(Required work) Repeat the data below exactly, dropping any pictures it holds.

(Working data)
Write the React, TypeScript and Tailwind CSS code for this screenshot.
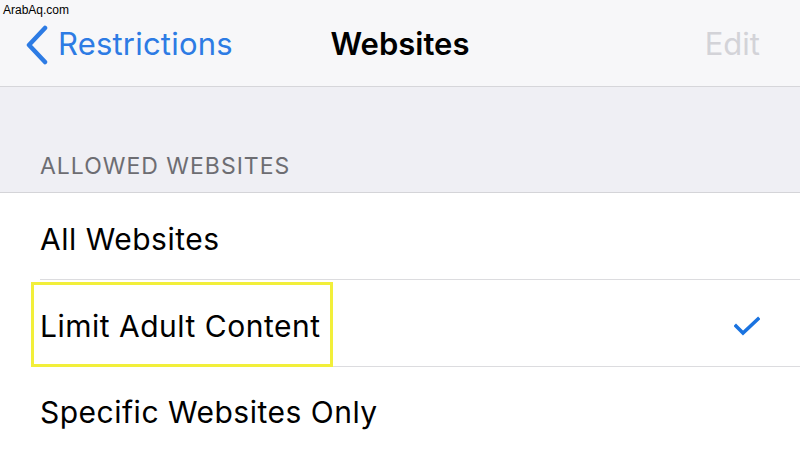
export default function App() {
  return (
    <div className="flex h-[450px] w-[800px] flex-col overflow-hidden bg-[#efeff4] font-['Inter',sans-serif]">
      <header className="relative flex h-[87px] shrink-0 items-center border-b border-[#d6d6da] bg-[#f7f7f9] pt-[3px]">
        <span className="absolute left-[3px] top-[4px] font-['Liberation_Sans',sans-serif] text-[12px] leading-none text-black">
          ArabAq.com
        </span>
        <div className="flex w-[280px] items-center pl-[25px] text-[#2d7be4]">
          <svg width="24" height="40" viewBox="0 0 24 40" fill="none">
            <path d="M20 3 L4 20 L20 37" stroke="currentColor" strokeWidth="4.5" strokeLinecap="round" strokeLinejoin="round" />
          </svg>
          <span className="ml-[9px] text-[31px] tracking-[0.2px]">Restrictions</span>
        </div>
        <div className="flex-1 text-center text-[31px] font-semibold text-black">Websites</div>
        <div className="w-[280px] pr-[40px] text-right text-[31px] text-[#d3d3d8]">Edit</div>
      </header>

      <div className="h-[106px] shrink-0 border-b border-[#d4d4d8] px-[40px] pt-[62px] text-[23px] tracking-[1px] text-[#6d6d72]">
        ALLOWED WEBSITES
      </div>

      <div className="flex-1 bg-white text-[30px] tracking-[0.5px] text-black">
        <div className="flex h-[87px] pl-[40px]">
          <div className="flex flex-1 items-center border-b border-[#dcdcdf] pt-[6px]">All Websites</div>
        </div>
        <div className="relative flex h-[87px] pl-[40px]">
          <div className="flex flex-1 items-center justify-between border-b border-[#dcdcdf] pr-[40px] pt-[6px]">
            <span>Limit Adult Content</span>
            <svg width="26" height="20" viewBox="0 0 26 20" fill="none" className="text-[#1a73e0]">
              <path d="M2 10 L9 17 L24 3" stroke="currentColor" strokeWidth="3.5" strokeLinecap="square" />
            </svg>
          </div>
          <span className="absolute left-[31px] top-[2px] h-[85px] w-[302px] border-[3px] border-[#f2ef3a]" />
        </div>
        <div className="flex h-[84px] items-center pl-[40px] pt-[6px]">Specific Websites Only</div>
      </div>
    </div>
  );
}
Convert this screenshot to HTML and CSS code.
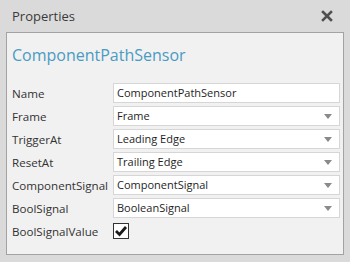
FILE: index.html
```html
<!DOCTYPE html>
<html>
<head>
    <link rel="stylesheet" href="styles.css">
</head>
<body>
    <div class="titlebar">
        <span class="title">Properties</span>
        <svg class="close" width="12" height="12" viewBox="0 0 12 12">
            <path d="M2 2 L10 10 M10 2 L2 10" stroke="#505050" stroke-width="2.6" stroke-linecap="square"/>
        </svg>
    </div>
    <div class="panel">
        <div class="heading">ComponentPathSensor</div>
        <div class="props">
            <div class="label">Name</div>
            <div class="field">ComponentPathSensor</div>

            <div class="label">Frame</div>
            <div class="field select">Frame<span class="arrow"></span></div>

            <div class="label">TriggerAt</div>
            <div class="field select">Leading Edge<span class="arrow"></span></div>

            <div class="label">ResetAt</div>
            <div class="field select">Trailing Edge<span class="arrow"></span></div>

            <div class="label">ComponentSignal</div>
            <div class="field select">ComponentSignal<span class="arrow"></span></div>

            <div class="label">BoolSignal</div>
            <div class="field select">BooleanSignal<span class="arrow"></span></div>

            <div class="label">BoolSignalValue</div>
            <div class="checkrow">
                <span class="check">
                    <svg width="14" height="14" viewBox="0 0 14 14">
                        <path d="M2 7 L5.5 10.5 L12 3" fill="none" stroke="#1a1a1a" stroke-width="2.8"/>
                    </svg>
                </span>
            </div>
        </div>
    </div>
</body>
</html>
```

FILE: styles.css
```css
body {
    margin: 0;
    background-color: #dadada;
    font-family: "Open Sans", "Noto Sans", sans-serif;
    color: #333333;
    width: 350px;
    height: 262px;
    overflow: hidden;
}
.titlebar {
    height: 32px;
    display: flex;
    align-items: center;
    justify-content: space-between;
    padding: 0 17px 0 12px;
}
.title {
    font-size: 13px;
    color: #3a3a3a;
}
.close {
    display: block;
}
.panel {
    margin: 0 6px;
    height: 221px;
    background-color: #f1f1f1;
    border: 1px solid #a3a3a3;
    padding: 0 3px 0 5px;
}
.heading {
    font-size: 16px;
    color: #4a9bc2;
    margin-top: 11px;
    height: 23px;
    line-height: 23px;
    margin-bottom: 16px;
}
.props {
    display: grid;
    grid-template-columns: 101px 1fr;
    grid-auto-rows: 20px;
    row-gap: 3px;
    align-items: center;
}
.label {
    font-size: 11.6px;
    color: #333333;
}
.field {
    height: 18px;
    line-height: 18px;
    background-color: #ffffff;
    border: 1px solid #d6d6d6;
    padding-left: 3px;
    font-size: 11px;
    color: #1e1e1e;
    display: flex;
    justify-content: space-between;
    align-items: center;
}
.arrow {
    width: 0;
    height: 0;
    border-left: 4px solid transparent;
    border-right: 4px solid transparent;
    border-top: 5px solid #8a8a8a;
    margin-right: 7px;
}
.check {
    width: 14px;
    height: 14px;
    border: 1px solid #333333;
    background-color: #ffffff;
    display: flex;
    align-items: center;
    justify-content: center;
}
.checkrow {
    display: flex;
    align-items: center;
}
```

(Written answer)
Write the React, TypeScript and Tailwind CSS code for this screenshot.
export default function App() {
  return (
    <div className="flex h-[450px] w-[800px] flex-col overflow-hidden bg-[#efeff4] font-['Inter',sans-serif]">
      <header className="relative flex h-[87px] shrink-0 items-center border-b border-[#d6d6da] bg-[#f7f7f9] pt-[3px]">
        <span className="absolute left-[3px] top-[4px] font-['Liberation_Sans',sans-serif] text-[12px] leading-none text-black">
          ArabAq.com
        </span>
        <div className="flex w-[280px] items-center pl-[25px] text-[#2d7be4]">
          <svg width="24" height="40" viewBox="0 0 24 40" fill="none">
            <path d="M20 3 L4 20 L20 37" stroke="currentColor" strokeWidth="4.5" strokeLinecap="round" strokeLinejoin="round" />
          </svg>
          <span className="ml-[9px] text-[31px] tracking-[0.2px]">Restrictions</span>
        </div>
        <div className="flex-1 text-center text-[31px] font-semibold text-black">Websites</div>
        <div className="w-[280px] pr-[40px] text-right text-[31px] text-[#d3d3d8]">Edit</div>
      </header>

      <div className="h-[106px] shrink-0 border-b border-[#d4d4d8] px-[40px] pt-[62px] text-[23px] tracking-[1px] text-[#6d6d72]">
        ALLOWED WEBSITES
      </div>

      <div className="flex-1 bg-white text-[30px] tracking-[0.5px] text-black">
        <div className="flex h-[87px] pl-[40px]">
          <div className="flex flex-1 items-center border-b border-[#dcdcdf] pt-[6px]">All Websites</div>
        </div>
        <div className="relative flex h-[87px] pl-[40px]">
          <div className="flex flex-1 items-center justify-between border-b border-[#dcdcdf] pr-[40px] pt-[6px]">
            <span>Limit Adult Content</span>
            <svg width="26" height="20" viewBox="0 0 26 20" fill="none" className="text-[#1a73e0]">
              <path d="M2 10 L9 17 L24 3" stroke="currentColor" strokeWidth="3.5" strokeLinecap="square" />
            </svg>
          </div>
          <span className="absolute left-[31px] top-[2px] h-[85px] w-[302px] border-[3px] border-[#f2ef3a]" />
        </div>
        <div className="flex h-[84px] items-center pl-[40px] pt-[6px]">Specific Websites Only</div>
      </div>
    </div>
  );
}
Convert this screenshot to HTML and CSS code.
FILE: index.html
```html
<!DOCTYPE html>
<html>
<head>
    <link rel="stylesheet" href="styles.css">
</head>
<body>
    <div class="titlebar">
        <span class="title">Properties</span>
        <svg class="close" width="12" height="12" viewBox="0 0 12 12">
            <path d="M2 2 L10 10 M10 2 L2 10" stroke="#505050" stroke-width="2.6" stroke-linecap="square"/>
        </svg>
    </div>
    <div class="panel">
        <div class="heading">ComponentPathSensor</div>
        <div class="props">
            <div class="label">Name</div>
            <div class="field">ComponentPathSensor</div>

            <div class="label">Frame</div>
            <div class="field select">Frame<span class="arrow"></span></div>

            <div class="label">TriggerAt</div>
            <div class="field select">Leading Edge<span class="arrow"></span></div>

            <div class="label">ResetAt</div>
            <div class="field select">Trailing Edge<span class="arrow"></span></div>

            <div class="label">ComponentSignal</div>
            <div class="field select">ComponentSignal<span class="arrow"></span></div>

            <div class="label">BoolSignal</div>
            <div class="field select">BooleanSignal<span class="arrow"></span></div>

            <div class="label">BoolSignalValue</div>
            <div class="checkrow">
                <span class="check">
                    <svg width="14" height="14" viewBox="0 0 14 14">
                        <path d="M2 7 L5.5 10.5 L12 3" fill="none" stroke="#1a1a1a" stroke-width="2.8"/>
                    </svg>
                </span>
            </div>
        </div>
    </div>
</body>
</html>
```

FILE: styles.css
```css
body {
    margin: 0;
    background-color: #dadada;
    font-family: "Open Sans", "Noto Sans", sans-serif;
    color: #333333;
    width: 350px;
    height: 262px;
    overflow: hidden;
}
.titlebar {
    height: 32px;
    display: flex;
    align-items: center;
    justify-content: space-between;
    padding: 0 17px 0 12px;
}
.title {
    font-size: 13px;
    color: #3a3a3a;
}
.close {
    display: block;
}
.panel {
    margin: 0 6px;
    height: 221px;
    background-color: #f1f1f1;
    border: 1px solid #a3a3a3;
    padding: 0 3px 0 5px;
}
.heading {
    font-size: 16px;
    color: #4a9bc2;
    margin-top: 11px;
    height: 23px;
    line-height: 23px;
    margin-bottom: 16px;
}
.props {
    display: grid;
    grid-template-columns: 101px 1fr;
    grid-auto-rows: 20px;
    row-gap: 3px;
    align-items: center;
}
.label {
    font-size: 11.6px;
    color: #333333;
}
.field {
    height: 18px;
    line-height: 18px;
    background-color: #ffffff;
    border: 1px solid #d6d6d6;
    padding-left: 3px;
    font-size: 11px;
    color: #1e1e1e;
    display: flex;
    justify-content: space-between;
    align-items: center;
}
.arrow {
    width: 0;
    height: 0;
    border-left: 4px solid transparent;
    border-right: 4px solid transparent;
    border-top: 5px solid #8a8a8a;
    margin-right: 7px;
}
.check {
    width: 14px;
    height: 14px;
    border: 1px solid #333333;
    background-color: #ffffff;
    display: flex;
    align-items: center;
    justify-content: center;
}
.checkrow {
    display: flex;
    align-items: center;
}
```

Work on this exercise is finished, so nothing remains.